I have a question regarding importing stuff from a __init__.py file.
When I have a main file and import everything from a module named mymodule.py there into the current namespace with
from mymodule import *
then I have all symbols from the module available in the current namespace. If mymodule.py contains a function named myfunction then I can access it with myfunction() but not with mymodule.myfunction().
I observed a different behavior when I do the same kind of import from a __init__.py file which is part of a package. If I do
import mypackage
in the main file and
from mymodule import *
in the __init__.py file of mypackage then I can access myfunction in the main file with mypackage.mymodule.myfunction().
It’s not clear to me why this is possible. I had the expectation that I need to write mypackage.myfunction() (which is also possible).
Can somebody explain me what’s happening here? Thanks.
Indeed, mymodule.py is inside mypackage. But I don’t understand why myfunction is available via mypackage.mymodule.myfunction() since I thought it’s directly imported into the namespace of the package via from mymodule import *.
You are right, importing is about putting “things” into a namespace. But why would it be necessary to shut off a different way to import/use a name once you have used one way?
if you do from mymodule import * you are putting all items from mymodules namespace into your packages namespace. That means if you want to stop other imports or directly executing the function, you have to look that up on every call into the namespace: wasteful. Now you can just do it more than one way.
as you can read in this documentation the first step in the search is to look in sys.modules, so once you have imported a module once, it will be found very quickly, preventing performance degradation from more than once finding it on disk (plus preventing some hard to find bugs in your program )
lots of Python programmers frown upon from mymodule import *. Only import what you need to import, making naming collisions less likely. Disclosure: I am one of those that reserve import * to special situations.
In that case, mymodule is a submodule of mypackage and therefore ends up in mypackage’s namespace (that’s just how it works).
If you don’t like the mypackage.mymodule.myfunction() vs mypackage.myfunction() ambiguity (which I agree is bad and I wish all package authors felt the same way) then privatizemymodule by renaming it to _mymodule.py. You’ll still be able to access the function via mypackage._mymodule.myfunction() but that underscore prefix is a signal to downstream users and to IDEs, code completion and linters that it shouldn’t be used, which will allow you to restructure the internal layout of your package without completely destroying downstream code.
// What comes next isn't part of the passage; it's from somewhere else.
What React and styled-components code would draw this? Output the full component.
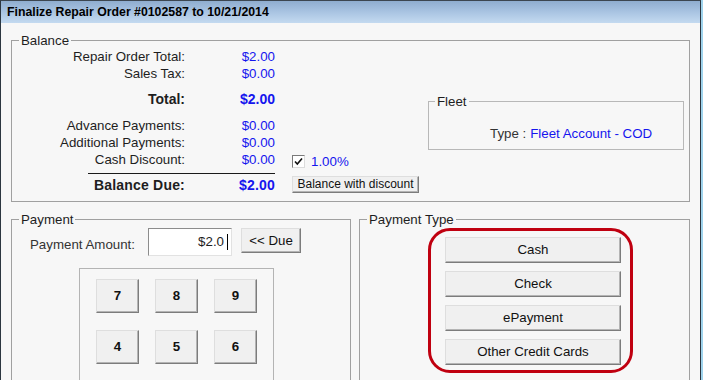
import React from 'react'
import styled, { createGlobalStyle } from 'styled-components'

const GlobalStyle = createGlobalStyle`
    html, body {
        margin: 0;
        padding: 0;
        background: #9fd3ec;
        overflow: hidden;
    }
    body {
        font-family: 'Liberation Sans', Arial, sans-serif;
        font-size: 13.3px;
        color: #1e1e1e;
    }
`;

const summary = [
    { label: 'Repair Order Total:', value: '$2.00' },
    { label: 'Sales Tax:', value: '$0.00' },
    { label: 'Total:', value: '$2.00', bold: true, gap: 9 },
    { label: 'Advance Payments:', value: '$0.00', gap: 9 },
    { label: 'Additional Payments:', value: '$0.00' },
    { label: 'Cash Discount:', value: '$0.00' },
]

const keys = ['7', '8', '9', '4', '5', '6']
const paymentTypes = ['Cash', 'Check', 'ePayment', 'Other Credit Cards']

const App = () => {
    return (
        <>
            <GlobalStyle />
            <Window>
                <TitleBar>Finalize Repair Order #0102587 to 10/21/2014</TitleBar>
                <Body>
                    <Group>
                        <Legend>Balance</Legend>
                        <BalanceLayout>
                            <Summary>
                                {summary.map((row) => (
                                    <SumRow key={row.label} gap={row.gap} bold={row.bold}>
                                        <Label>{row.label}</Label>
                                        <Value>{row.value}</Value>
                                    </SumRow>
                                ))}
                                <Divider />
                                <SumRow gap={3} bold wide>
                                    <Label>Balance Due:</Label>
                                    <Value>$2.00</Value>
                                </SumRow>
                            </Summary>
                            <Side>
                                <CheckRow>
                                    <CheckBox>
                                        <svg width="9" height="9" viewBox="0 0 9 9">
                                            <path d="M1 4.5 L3.3 7 L8 1.5" fill="none" stroke="#111" strokeWidth="1.6" />
                                        </svg>
                                    </CheckBox>
                                    <Percent>1.00%</Percent>
                                </CheckRow>
                                <SmallButton>Balance with discount</SmallButton>
                            </Side>
                            <FleetGroup>
                                <Legend small>Fleet</Legend>
                                <FleetLine>
                                    <TypeLabel>Type :</TypeLabel>
                                    <FleetValue>Fleet Account - COD</FleetValue>
                                </FleetLine>
                            </FleetGroup>
                        </BalanceLayout>
                    </Group>

                    <LowerRow>
                        <Group width={341}>
                            <Legend>Payment</Legend>
                            <AmountRow>
                                <AmountLabel>Payment Amount:</AmountLabel>
                                <TextBox>
                                    $2.0<Caret />
                                </TextBox>
                                <DueButton>&lt;&lt; Due</DueButton>
                            </AmountRow>
                            <Keypad>
                                {keys.map((k) => (
                                    <Key key={k}>{k}</Key>
                                ))}
                            </Keypad>
                        </Group>
                        <Group width={332}>
                            <Legend>Payment Type</Legend>
                            <TypeList>
                                {paymentTypes.map((t) => (
                                    <TypeButton key={t}>{t}</TypeButton>
                                ))}
                            </TypeList>
                        </Group>
                    </LowerRow>
                </Body>
                <Highlight />
            </Window>
        </>
    )
}

export default App


const Window = styled.div`
    position: relative;
    width: 701px;
    height: 380px;
    box-sizing: border-box;
    background: #f7f7f7;
    border-top: 1px solid #3c4650;
    border-left: 1px solid #2c3640;
    border-right: 1px solid #2c3640;
    overflow: hidden;
`;

const TitleBar = styled.div`
    height: 22px;
    line-height: 23px;
    padding-left: 6px;
    font-size: 12.3px;
    font-weight: bold;
    color: #000;
    background: linear-gradient(to bottom, #8fadcf 0%, #a9c4e2 50%, #c4daf0 100%);
`;

const Body = styled.div`
    padding: 10px 10px 0 10px;
`;

const Group = styled.fieldset`
    margin: 0;
    padding: 0;
    border: 1px solid #a0a0a0;
    box-sizing: border-box;
    min-width: 0;
    width: ${({ width }) => (width ? `${width}px` : 'auto')};
    height: ${({ width }) => (width ? '175px' : 'auto')};
    overflow: hidden;
`;

const Legend = styled.legend`
    margin-left: ${({ small }) => (small ? '6px' : '7px')};
    padding: 0 2px;
    font-size: 13.3px;
    line-height: 15px;
    color: #1e1e1e;
`;

const BalanceLayout = styled.div`
    display: flex;
    align-items: flex-start;
    padding-bottom: 7px;
`;

const Summary = styled.div`
    display: flex;
    flex-direction: column;
    width: 263px;
`;

const SumRow = styled.div`
    display: grid;
    grid-template-columns: 173px 90px;
    height: 17px;
    line-height: 17px;
    margin-top: ${({ gap }) => gap || 0}px;
    font-size: ${({ bold }) => (bold ? '14px' : '13.3px')};
    font-weight: ${({ bold }) => (bold ? 'bold' : 'normal')};
    letter-spacing: ${({ wide }) => (wide ? '0.2px' : '0')};
`;

const Label = styled.span`
    text-align: right;
    white-space: nowrap;
    color: #1e1e1e;
`;

const Value = styled.span`
    text-align: right;
    color: #1515ee;
`;

const Divider = styled.div`
    margin: 5px 0 0 76px;
    width: 187px;
    height: 1px;
    background: #1a1a1a;
`;

const Side = styled.div`
    display: flex;
    flex-direction: column;
    width: 127px;
    margin-left: 17px;
    padding-top: 106px;
`;

const CheckRow = styled.div`
    display: flex;
    align-items: center;
    height: 15px;
`;

const CheckBox = styled.span`
    display: flex;
    align-items: center;
    justify-content: center;
    width: 11px;
    height: 11px;
    background: #fff;
    border: 1px solid;
    border-color: #7a7a7a #dcdcdc #dcdcdc #7a7a7a;
`;

const Percent = styled.span`
    margin-left: 6px;
    color: #1515ee;
`;

const Button = styled.div`
    display: flex;
    align-items: center;
    justify-content: center;
    box-sizing: border-box;
    padding-bottom: 1px;
    background: #f0f0f0;
    border: 1px solid;
    border-color: #dedede #7c7c7c #7c7c7c #dedede;
    box-shadow: inset -1px -1px 0 #b4b4b4;
    color: #111;
    white-space: nowrap;
`;

const SmallButton = styled(Button)`
    margin-top: 7px;
    width: 127px;
    height: 17px;
    font-size: 12px;
`;

const FleetGroup = styled.fieldset`
    margin: 46px 0 0 9px;
    padding: 0;
    width: 256px;
    box-sizing: border-box;
    border: 1px solid #b8b8b8;
`;

const FleetLine = styled.div`
    display: flex;
    padding: 16px 0 7px 61px;
    line-height: 17px;
`;

const TypeLabel = styled.span`
    color: #333;
    margin-right: 4px;
`;

const FleetValue = styled.span`
    color: #1515ee;
`;

const LowerRow = styled.div`
    display: flex;
    gap: 8px;
    margin-top: 10px;
`;

const AmountRow = styled.div`
    display: flex;
    align-items: flex-start;
    margin-top: 1px;
    padding-left: 18px;
`;

const AmountLabel = styled.span`
    width: 106px;
    margin-top: 8px;
    line-height: 17px;
    color: #333;
    white-space: nowrap;
`;

const TextBox = styled.div`
    display: flex;
    align-items: flex-start;
    justify-content: flex-end;
    margin-left: 12px;
    width: 84px;
    height: 28px;
    box-sizing: border-box;
    padding: 5px 3px 0 0;
    background: #fff;
    border: 1px solid;
    border-color: #8c8c8c #e2e2e2 #e2e2e2 #8c8c8c;
    line-height: 15px;
`;

const Caret = styled.span`
    width: 1px;
    height: 16px;
    margin-left: 3px;
    background: #000;
`;

const DueButton = styled(Button)`
    margin-left: 9px;
    width: 60px;
    height: 25px;
`;

const Keypad = styled.div`
    display: grid;
    grid-template-columns: repeat(3, 43px);
    grid-auto-rows: 34px;
    column-gap: 16px;
    row-gap: 17px;
    margin: 12px 0 0 67px;
    width: 195px;
    height: 140px;
    box-sizing: border-box;
    padding: 10px 16px;
    border: 1px solid #b4b4b4;
`;

const Key = styled(Button)`
    font-weight: bold;
`;

const TypeList = styled.div`
    display: flex;
    flex-direction: column;
    gap: 8px;
    padding: 10px 0 0 85px;
`;

const TypeButton = styled(Button)`
    width: 176px;
    height: 26px;
`;

const Highlight = styled.div`
    position: absolute;
    left: 427px;
    top: 227px;
    width: 205px;
    height: 145px;
    box-sizing: border-box;
    border: 3px solid #c00010;
    border-radius: 22px;
    pointer-events: none;
`;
Thank you very much for your answers which gave me the technical reason for this different behavior. I think I got it now, I wasn’t aware of the following rule for submodules:
When a submodule is loaded using any mechanism (e.g. importlib APIs, the import or import-from statements, or built-in __import__()) a binding is placed in the parent module’s namespace to the submodule object. For example, if package spam has a submodule foo, after importing spam.foo, spam will have an attribute foo which is bound to the submodule.